* Supplied information *
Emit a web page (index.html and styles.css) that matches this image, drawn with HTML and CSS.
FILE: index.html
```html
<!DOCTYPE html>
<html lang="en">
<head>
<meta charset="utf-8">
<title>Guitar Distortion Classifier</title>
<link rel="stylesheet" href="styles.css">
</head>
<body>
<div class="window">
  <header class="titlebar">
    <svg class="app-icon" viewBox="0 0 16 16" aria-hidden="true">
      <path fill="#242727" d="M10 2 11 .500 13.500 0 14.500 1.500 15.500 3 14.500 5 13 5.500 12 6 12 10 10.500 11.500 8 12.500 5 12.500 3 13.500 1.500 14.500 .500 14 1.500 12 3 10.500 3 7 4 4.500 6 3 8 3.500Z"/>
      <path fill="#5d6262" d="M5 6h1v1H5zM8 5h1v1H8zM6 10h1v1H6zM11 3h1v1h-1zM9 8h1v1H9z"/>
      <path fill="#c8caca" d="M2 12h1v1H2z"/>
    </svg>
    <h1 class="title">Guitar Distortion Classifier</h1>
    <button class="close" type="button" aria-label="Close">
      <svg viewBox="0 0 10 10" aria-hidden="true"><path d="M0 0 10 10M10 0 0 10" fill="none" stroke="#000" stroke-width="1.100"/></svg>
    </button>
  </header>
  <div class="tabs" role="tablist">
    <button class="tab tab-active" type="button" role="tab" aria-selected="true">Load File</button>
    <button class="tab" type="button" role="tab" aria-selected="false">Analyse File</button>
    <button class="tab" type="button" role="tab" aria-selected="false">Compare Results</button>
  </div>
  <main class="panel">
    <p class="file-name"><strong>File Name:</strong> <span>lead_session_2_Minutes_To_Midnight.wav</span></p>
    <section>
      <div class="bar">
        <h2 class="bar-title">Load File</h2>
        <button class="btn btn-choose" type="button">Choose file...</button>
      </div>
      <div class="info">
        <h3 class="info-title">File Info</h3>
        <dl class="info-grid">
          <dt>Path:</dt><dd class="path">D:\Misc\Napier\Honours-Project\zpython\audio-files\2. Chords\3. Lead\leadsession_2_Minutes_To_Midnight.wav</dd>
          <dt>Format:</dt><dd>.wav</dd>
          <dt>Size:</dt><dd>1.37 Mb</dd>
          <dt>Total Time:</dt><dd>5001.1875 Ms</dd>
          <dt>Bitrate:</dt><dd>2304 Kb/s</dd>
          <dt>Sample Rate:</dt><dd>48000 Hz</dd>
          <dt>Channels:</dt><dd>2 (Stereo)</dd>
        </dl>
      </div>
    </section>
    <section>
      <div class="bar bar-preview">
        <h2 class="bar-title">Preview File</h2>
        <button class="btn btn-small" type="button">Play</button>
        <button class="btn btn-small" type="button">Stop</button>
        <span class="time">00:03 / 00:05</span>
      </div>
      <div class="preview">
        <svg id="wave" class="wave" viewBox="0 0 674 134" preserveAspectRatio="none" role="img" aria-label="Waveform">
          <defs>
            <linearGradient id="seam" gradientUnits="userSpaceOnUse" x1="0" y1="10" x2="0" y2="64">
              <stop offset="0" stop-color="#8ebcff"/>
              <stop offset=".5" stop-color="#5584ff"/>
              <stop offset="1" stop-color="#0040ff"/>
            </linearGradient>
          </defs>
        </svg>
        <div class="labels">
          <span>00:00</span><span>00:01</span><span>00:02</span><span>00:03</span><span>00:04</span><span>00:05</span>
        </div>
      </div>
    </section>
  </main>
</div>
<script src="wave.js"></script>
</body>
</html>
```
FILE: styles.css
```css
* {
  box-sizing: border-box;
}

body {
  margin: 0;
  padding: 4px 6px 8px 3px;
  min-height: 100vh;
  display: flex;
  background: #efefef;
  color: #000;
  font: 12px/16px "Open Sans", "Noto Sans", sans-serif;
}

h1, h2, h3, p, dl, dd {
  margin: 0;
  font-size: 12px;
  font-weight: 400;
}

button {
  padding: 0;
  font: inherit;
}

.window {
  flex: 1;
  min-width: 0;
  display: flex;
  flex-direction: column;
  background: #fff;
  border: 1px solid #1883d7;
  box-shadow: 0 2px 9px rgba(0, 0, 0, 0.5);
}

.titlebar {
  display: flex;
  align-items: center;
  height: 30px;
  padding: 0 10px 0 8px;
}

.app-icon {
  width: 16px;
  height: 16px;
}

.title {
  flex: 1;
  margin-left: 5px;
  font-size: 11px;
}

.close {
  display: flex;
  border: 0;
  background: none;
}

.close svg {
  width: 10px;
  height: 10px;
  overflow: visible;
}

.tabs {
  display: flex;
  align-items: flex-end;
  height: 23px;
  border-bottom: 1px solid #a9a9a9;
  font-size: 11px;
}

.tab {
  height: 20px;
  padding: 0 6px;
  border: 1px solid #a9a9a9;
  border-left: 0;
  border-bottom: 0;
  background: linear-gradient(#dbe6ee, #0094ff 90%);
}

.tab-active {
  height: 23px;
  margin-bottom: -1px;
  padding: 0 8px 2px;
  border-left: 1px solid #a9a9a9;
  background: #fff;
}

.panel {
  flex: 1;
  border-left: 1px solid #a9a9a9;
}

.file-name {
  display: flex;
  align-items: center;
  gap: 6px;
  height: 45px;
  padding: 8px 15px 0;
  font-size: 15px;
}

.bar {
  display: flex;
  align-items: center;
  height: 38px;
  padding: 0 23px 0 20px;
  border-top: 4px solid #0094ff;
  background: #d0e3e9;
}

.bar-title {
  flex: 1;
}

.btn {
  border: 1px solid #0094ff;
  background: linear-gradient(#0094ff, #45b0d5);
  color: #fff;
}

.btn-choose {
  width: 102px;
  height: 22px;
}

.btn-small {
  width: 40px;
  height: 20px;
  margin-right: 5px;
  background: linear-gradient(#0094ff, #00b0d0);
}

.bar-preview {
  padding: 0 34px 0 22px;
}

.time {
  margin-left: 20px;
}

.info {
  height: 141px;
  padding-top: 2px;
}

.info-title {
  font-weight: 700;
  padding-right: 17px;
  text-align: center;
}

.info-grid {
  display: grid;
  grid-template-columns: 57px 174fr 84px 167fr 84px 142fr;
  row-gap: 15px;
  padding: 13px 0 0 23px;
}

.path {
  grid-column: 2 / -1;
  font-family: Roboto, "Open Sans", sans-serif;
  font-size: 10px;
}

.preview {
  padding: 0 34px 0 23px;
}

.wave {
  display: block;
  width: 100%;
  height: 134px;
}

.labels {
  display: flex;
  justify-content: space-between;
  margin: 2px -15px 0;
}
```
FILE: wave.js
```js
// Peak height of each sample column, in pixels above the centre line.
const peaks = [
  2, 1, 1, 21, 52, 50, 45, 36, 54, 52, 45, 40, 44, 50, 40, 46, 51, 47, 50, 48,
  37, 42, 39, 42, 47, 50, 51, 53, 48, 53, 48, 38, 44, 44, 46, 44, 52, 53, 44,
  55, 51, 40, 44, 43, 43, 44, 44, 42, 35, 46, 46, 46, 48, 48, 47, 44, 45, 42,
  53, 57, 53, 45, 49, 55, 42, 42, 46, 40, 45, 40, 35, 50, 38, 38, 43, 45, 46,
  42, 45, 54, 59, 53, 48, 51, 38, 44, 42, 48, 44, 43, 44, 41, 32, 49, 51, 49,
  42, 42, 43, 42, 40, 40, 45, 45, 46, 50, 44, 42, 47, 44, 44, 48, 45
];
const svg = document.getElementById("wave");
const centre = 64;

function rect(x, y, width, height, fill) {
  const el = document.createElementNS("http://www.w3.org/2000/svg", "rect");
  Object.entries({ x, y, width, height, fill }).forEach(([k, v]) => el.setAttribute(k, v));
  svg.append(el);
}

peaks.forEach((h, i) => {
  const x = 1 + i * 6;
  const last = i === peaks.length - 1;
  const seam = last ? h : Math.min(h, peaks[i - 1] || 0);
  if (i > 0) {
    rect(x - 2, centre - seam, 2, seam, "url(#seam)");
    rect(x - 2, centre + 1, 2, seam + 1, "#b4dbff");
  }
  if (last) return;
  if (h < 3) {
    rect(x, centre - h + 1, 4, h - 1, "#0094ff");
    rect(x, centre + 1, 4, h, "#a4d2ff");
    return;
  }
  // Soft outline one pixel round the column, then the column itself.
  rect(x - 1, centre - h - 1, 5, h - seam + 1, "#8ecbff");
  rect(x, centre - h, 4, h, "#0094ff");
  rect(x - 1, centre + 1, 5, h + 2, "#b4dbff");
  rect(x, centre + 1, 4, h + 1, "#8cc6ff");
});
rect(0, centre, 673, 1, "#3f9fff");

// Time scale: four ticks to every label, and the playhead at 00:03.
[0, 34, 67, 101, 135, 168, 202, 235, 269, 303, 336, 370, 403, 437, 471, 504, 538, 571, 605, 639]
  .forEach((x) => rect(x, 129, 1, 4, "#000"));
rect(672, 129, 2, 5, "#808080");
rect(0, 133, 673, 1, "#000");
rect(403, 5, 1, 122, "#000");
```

* What you are asked to do *
Look for the word "index" and return every line where it occurs.

* Reply *
Emit a web page (index.html and styles.css) that matches this image, drawn with HTML and CSS.
FILE: index.html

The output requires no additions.